La figura del “doctrinario”, del “pensador”, está ausente por completo de la
escena intelectual española. Claro está que de esto también me quejo. Nunca ha existido un período en el que la
inanición intelectual esté tan presente en España como en nuestros días.
Por eso pasa lo que pasa y sucede lo que sucede: por eso
hemos tenido como “presidentes de la democracia” a personalidades de nula
envergadura intelectual, verdadero enanos cerebrales incapaces de forjar
proyectos y pensar en el futuro. Cuando
parecía imposible que el presidente siguiente fuera peor que el anterior,
comprobamos que el sucesor no es tan incapaz cómo podíamos pensar, sino mucha más
inútil de lo que éramos capaces de intuir. La llegada de Pedro Sánchez es una
muestra y las iniciativas que ha tomado lo confirman. De esto ya no me quejo,
porque no va conmigo.
Hoy no se puede apoyar a nada ni a nadie sin mantener un
mínimo de reservas mentales. Quien crea en una causa o en un fulano y esté
convencido de que no le va a fallar y de que a través de una sigla, hay una
solución, se equivoca de medio a medio. Quien crea en la capacidad regenerativa
de nuestro pueblo, debería desengañarse lo antes posible o la decepción será
todavía más amarga a la vuelta de unos años.

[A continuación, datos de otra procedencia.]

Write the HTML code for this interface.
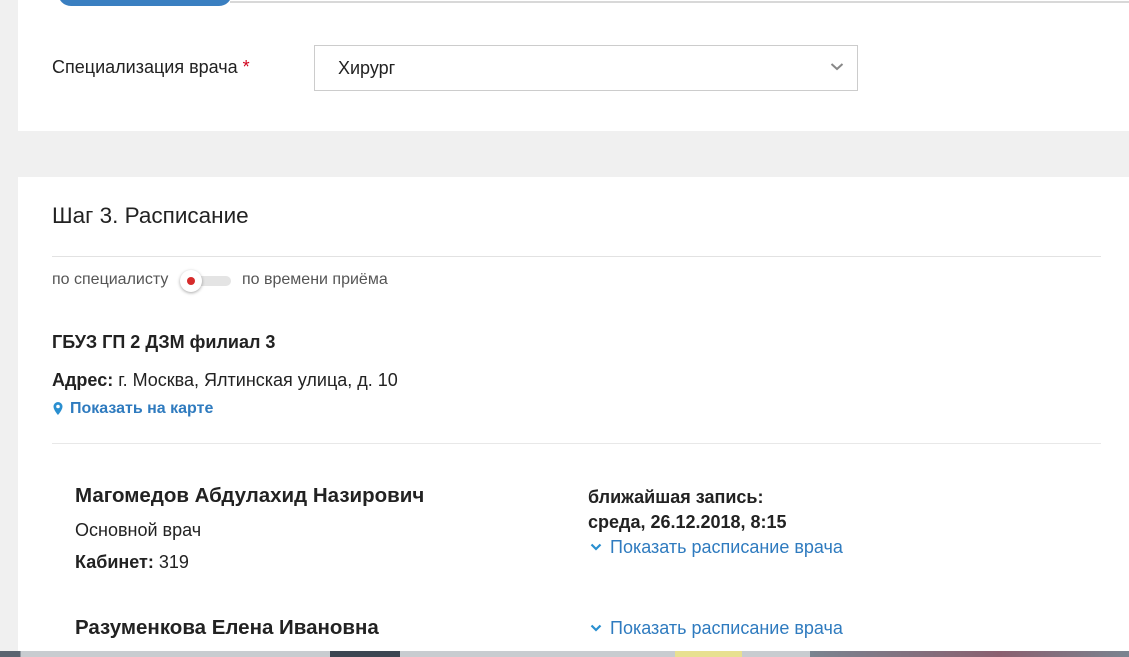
<!DOCTYPE html>
<html><head><meta charset="utf-8"><style>
*{margin:0;padding:0;box-sizing:border-box}
body{width:1129px;height:657px;overflow:hidden;background:#f0f0f0;font-family:"Liberation Sans",Arial,sans-serif;color:#222;position:relative}
.a{position:absolute;white-space:nowrap}
.w{background:#fff;left:18px;width:1111px}
</style></head><body>
<div class="a w" style="top:0;height:131px"></div>
<div class="a" style="left:230px;top:1px;width:899px;height:2px;background:#d8d8d8"></div>
<div class="a" style="left:58px;top:-20px;width:174px;height:26px;border-radius:13px;background:#3a7fc1"></div>
<div class="a" style="left:52px;top:57px;font-size:18px">Специализация врача <span style="color:#d0021b">*</span></div>
<div class="a" style="left:314px;top:45px;width:544px;height:46px;border:1px solid #ccc;background:#fff"></div>
<div class="a" style="left:338px;top:58px;font-size:18px">Хирург</div>
<svg class="a" style="left:830px;top:62px" width="14" height="10"><path d="M1.5 2l5.5 5 5.5-5" fill="none" stroke="#888" stroke-width="2"/></svg>

<div class="a w" style="top:177px;height:474px"></div>
<div class="a" style="left:52px;top:203px;font-size:22.5px;color:#222">Шаг 3. Расписание</div>
<div class="a" style="left:52px;top:256px;width:1049px;height:1px;background:#e2e2e2"></div>
<div class="a" style="left:52px;top:271px;font-size:16px;color:#555">по специалисту</div>
<div class="a" style="left:184px;top:276px;width:47px;height:10px;border-radius:5px;background:#e4e4e4"></div>
<div class="a" style="left:180px;top:270px;width:22px;height:22px;border-radius:50%;background:#fff;box-shadow:0 1px 3px rgba(0,0,0,.35)"></div>
<div class="a" style="left:187px;top:277px;width:8px;height:8px;border-radius:50%;background:#d62b2b"></div>
<div class="a" style="left:242px;top:271px;font-size:16px;color:#555">по времени приёма</div>
<div class="a" style="left:52px;top:332px;font-size:18px;font-weight:bold">ГБУЗ ГП 2 ДЗМ филиал 3</div>
<div class="a" style="left:52px;top:370px;font-size:18px"><b>Адрес:</b> г. Москва, Ялтинская улица, д. 10</div>
<svg class="a" style="left:52px;top:401px" width="12" height="15"><path d="M6 1a4.5 4.5 0 0 0-4.5 4.5C1.5 9 6 14 6 14s4.5-5 4.5-8.5A4.5 4.5 0 0 0 6 1z" fill="#2a8fd0"/><circle cx="6" cy="5.5" r="1.8" fill="#fff"/></svg>
<div class="a" style="left:70px;top:400px;font-size:16px;font-weight:bold;color:#2f7bbf">Показать на карте</div>
<div class="a" style="left:52px;top:443px;width:1049px;height:1px;background:#e8e8e8"></div>

<div class="a" style="left:75px;top:484px;font-size:20.5px;font-weight:bold">Магомедов Абдулахид Назирович</div>
<div class="a" style="left:75px;top:520px;font-size:18px">Основной врач</div>
<div class="a" style="left:75px;top:552px;font-size:18px"><b>Кабинет:</b> 319</div>
<div class="a" style="left:588px;top:487px;font-size:18px;font-weight:bold">ближайшая запись:</div>
<div class="a" style="left:588px;top:512px;font-size:18px;font-weight:bold">среда, 26.12.2018, 8:15</div>
<svg class="a" style="left:590px;top:543px" width="12" height="9"><path d="M1.5 1.5l4.5 4.5 4.5-4.5" fill="none" stroke="#2a8fd0" stroke-width="2.2"/></svg>
<div class="a" style="left:610px;top:537px;font-size:18px;color:#2f7bbf">Показать расписание врача</div>

<div class="a" style="left:75px;top:616px;font-size:20.5px;font-weight:bold">Разуменкова Елена Ивановна</div>
<svg class="a" style="left:590px;top:624px" width="12" height="9"><path d="M1.5 1.5l4.5 4.5 4.5-4.5" fill="none" stroke="#2a8fd0" stroke-width="2.2"/></svg>
<div class="a" style="left:610px;top:618px;font-size:18px;color:#2f7bbf">Показать расписание врача</div>

<div class="a" style="left:0;top:651px;width:1129px;height:6px;background:linear-gradient(90deg,#5a6470 0,#5a6470 20px,#c8ccd0 21px,#c8ccd0 330px,#3c4652 330px,#3c4652 400px,#c8ccd0 400px,#c8ccd0 675px,#e8e090 675px,#e8e090 742px,#c8ccd0 742px,#c8ccd0 810px,#7a8490 810px,#8a6070 1000px,#7a8490 1129px)"></div>
</body></html>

Me quejo, en definitiva, de que la política cotidiana es un
camino cerrado para construir un futuro para nuestro pueblo. Me quedo con la Gran Política de la que
hablara Nietzsche, la que no distingue entre derechas e izquierdas, buenos y
malos, monarquía o república, Franco o democracia, sino entre Grandes y Pequeños. Porque sólo los grandes pueden generar la
transmutación de todos los valores, que es, a fin de cuentas, lo que hace falta
en estos tiempos de miserias ideológicas y, mucho más, en este triste y cuernilarga patria mía.